Paid media is a transaction. Earned media is a verdict. The distinction is small in vocabulary but enormous in effect. When a publication writes about you because they choose to, the same words carry weight a paid placement could never match — because the reader knows the difference.

This is the credibility gap. And in a market where every brand can pay to be seen, the brands that get chosen are the ones decision-makers feel they discovered.

What earned media actually buys you

An earned editorial placement is a third-party endorsement disguised as journalism. It signals that you passed a filter — an editor decided your story was worth telling. That signal is invisible to algorithms but unmistakable to humans.

"Paid coverage tells the market you have budget. Earned coverage tells the market you have merit. Buyers know which one matters."

The compounding asset

A single earned placement isn't a campaign. It's an asset. It strengthens search authority. It opens doors to other publications. It gives your sales team a reference. It anchors your reputation when a prospect searches your name two years from now.
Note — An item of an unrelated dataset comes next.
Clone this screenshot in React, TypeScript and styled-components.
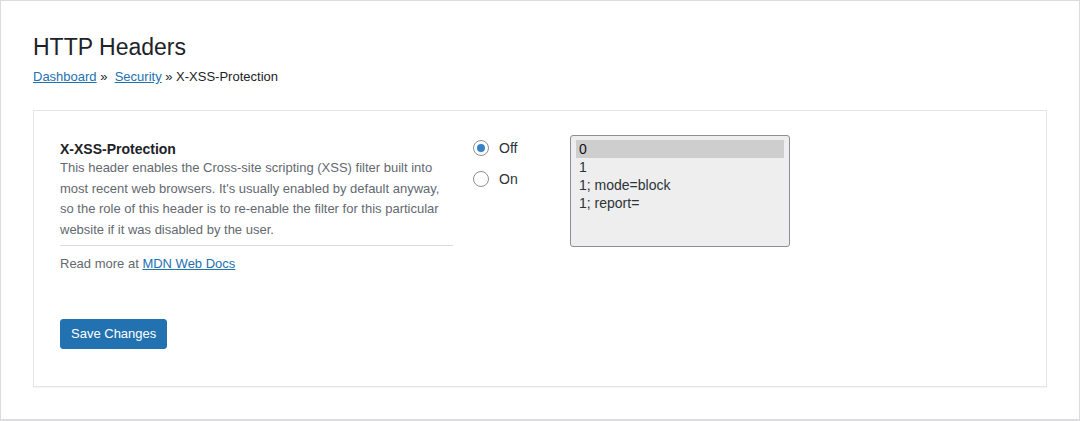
import styled, { createGlobalStyle } from "styled-components"

const GlobalStyle = createGlobalStyle`
html, body {
    margin: 0;
    padding: 0;
    background: #fff;
}
body {
    font-family: "Liberation Sans", Arial, sans-serif;
    color: #1d2327;
}
`

const Wrap = styled.div`
box-sizing: border-box;
width: 1080px;
height: 421px;
border: 1px solid #dcdcde;
border-bottom-width: 2px;
padding: 31px 32px 0 32px;
background: #fff;
`

const PageTitle = styled.h1`
margin: 0;
font-size: 23px;
font-weight: 400;
line-height: 30px;
color: #1d2327;
`

const Crumbs = styled.nav`
margin-top: 5px;
font-size: 13px;
line-height: 20px;
color: #1d2327;
`

const CrumbLink = styled.a`
color: #2271b1;
text-decoration: underline;
&:hover {
    color: #135e96;
}
`

const Card = styled.section`
box-sizing: border-box;
margin-top: 23px;
height: 277px;
border: 1px solid #e2e4e7;
box-shadow: 0 1px 1px rgba(0, 0, 0, 0.04);
padding: 24px 26px 0 26px;
background: #fff;
`

const Row = styled.div`
display: grid;
grid-template-columns: 393px 77px 220px;
column-gap: 20px;
align-items: start;
`

const FieldInfo = styled.div`
padding-top: 5px;
`

const FieldTitle = styled.h3`
margin: 0;
font-size: 14px;
font-weight: 700;
line-height: 18px;
color: #1d2327;
`

const FieldDesc = styled.p`
margin: 0;
font-size: 13px;
line-height: 20.5px;
color: #646970;
`

const Divider = styled.hr`
margin: 5px 0 8px 0;
border: 0;
border-top: 1px solid #dcdcde;
`

const DocLink = styled.a`
color: #2271b1;
text-decoration: underline;
`

const RadioGroup = styled.div`
display: flex;
flex-direction: column;
gap: 11px;
padding-top: 3px;
`

const RadioLabel = styled.label`
display: flex;
align-items: center;
gap: 10px;
font-size: 14px;
line-height: 20px;
color: #2c3338;
cursor: pointer;
`

const RadioCircle = styled.span<{ $checked: boolean }>`
box-sizing: border-box;
width: 16px;
height: 16px;
border-radius: 50%;
border: 1px solid #8c8f94;
background: #fff;
display: flex;
align-items: center;
justify-content: center;
&::before {
    content: "";
    width: 8px;
    height: 8px;
    border-radius: 50%;
    background: #3582c4;
    display: ${p => (p.$checked ? "block" : "none")};
}
`

const ListBox = styled.ul`
box-sizing: border-box;
margin: 0;
width: 220px;
height: 112px;
padding: 4px 5px;
list-style: none;
border: 1px solid #8c8f94;
border-radius: 3px;
background: #eeeeee;
`

const ListOption = styled.li<{ $selected?: boolean }>`
height: 18px;
line-height: 18px;
padding: 0 3px;
font-size: 14px;
color: ${p => (p.$selected ? "#111" : "#2c3338")};
background: ${p => (p.$selected ? "#cecece" : "transparent")};
`

const Submit = styled.div`
margin-top: 44px;
`

const PrimaryButton = styled.button`
height: 30px;
padding: 0 10px;
border: 1px solid #2271b1;
border-radius: 3px;
background: #2271b1;
color: #fff;
font-family: "Liberation Sans", Arial, sans-serif;
font-size: 13px;
line-height: 28px;
cursor: pointer;
&:hover {
    background: #135e96;
}
`

const options = ["0", "1", "1; mode=block", "1; report="]

export default function App() {
    return (
        <>
            <GlobalStyle />
            <Wrap>
                <PageTitle>HTTP Headers</PageTitle>
                <Crumbs>
                    <CrumbLink href="#">Dashboard</CrumbLink> »&nbsp; <CrumbLink href="#">Security</CrumbLink> » X-XSS-Protection
                </Crumbs>
                <Card>
                    <Row>
                        <FieldInfo>
                            <FieldTitle>X-XSS-Protection</FieldTitle>
                            <FieldDesc>
                                This header enables the Cross-site scripting (XSS) filter built into most recent web browsers. It's usually enabled by default anyway, so the role of this header is to re-enable the filter for this particular website if it was disabled by the user.
                            </FieldDesc>
                            <Divider />
                            <FieldDesc>
                                Read more at <DocLink href="#">MDN Web Docs</DocLink>
                            </FieldDesc>
                        </FieldInfo>
                        <RadioGroup>
                            <RadioLabel>
                                <RadioCircle $checked={true} />
                                Off
                            </RadioLabel>
                            <RadioLabel>
                                <RadioCircle $checked={false} />
                                On
                            </RadioLabel>
                        </RadioGroup>
                        <ListBox role="listbox">
                            {options.map((o, i) => (
                                <ListOption key={o} role="option" $selected={i === 0}>{o}</ListOption>
                            ))}
                        </ListBox>
                    </Row>
                    <Submit>
                        <PrimaryButton type="button">Save Changes</PrimaryButton>
                    </Submit>
                </Card>
            </Wrap>
        </>
    )
}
  • Third-party validation that advertising alone cannot create
  • Search authority signals that compound over time
  • Sales enablement assets that build trust before the call
  • Industry recognition that opens unrelated doors
  • A defensible reputation when scrutiny arrives

From invisible to inevitable

Earned media is slower, harder, and rarer than paid. That's exactly what makes it valuable. The path from invisible to inevitable isn't paved with placements you bought — it's paved with the ones you earned.